Chris Elder of Dunedin asks :-

What is old water? I have heard of, or read of, water being thousands of years old. How does it differ from fresh water and how do scientists determine its age?

Uwe Morgenstern, a physicist with the Institute of Geological and Nuclear Sciences in Lower Hutt, responded.

Old water is water that has been underground for a long period of time. This can be years, hundreds of years, or thousands of years.

Deep aquifers often contain water that left the surface thousands of years ago. That can be due to the aquifer being disconnected from its previous discharge source, or because it takes the water thousands of years to reach that point in the deep aquifer. Old water has normally a more evolved chemistry (high ion concentrations), sometimes so high that it is unsuitable for drinking purpose. This come about because water flowing through geological material dissolves some salts from the rocks, which is where the salty ocean comes from, and slowly dissolves some geological material, for example limestone, which is where some underground caves come from.

Tritium dating is the standard dating tool for groundwater in the age range recent to 100 years. Tritium, very heavy hydrogen whose nucleus contains one proton and two neutrons, was discovered by Ernest Rutherford. It is formed in nuclear reactions between cosmic rays and atoms in the upper atmosphere. Being chemically similar to hydrogen, it combines with oxygen to form water molecules and comes to earth in rainwater.

Tritium is radioactive with a half-life of 12.32 years and decays by beta decay to He3, also discovered by Rutherford. As a component of the water molecule, it is the most conservative tracer for groundwater.

When the water infiltrates the ground and becomes isolated from the atmospheric tritium source, its tritium concentration decreases over time due to radioactive decay. The tritium concentration of groundwater therefore reflects the time the water has been underground.

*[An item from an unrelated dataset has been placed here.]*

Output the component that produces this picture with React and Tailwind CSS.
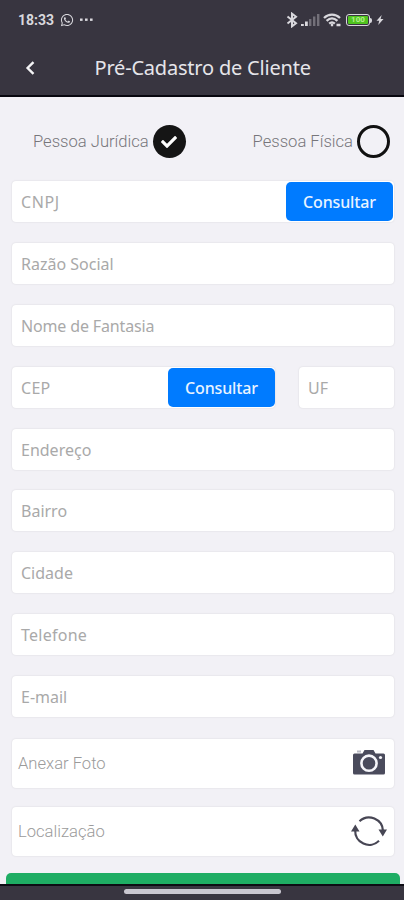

Such measurements are vital to checking healthy water supplies drawn from underground. Our lab is the most accurate in the world at using tritium to date water in aquifers.

When water has been underground for over a year the pathogens die. Hence it is a safety requirement that the fraction of water less than a year old in an aquifer from which drinking water is obtained, must be less than 0.005% of the water present in the aquifer. Tritium dating checks that.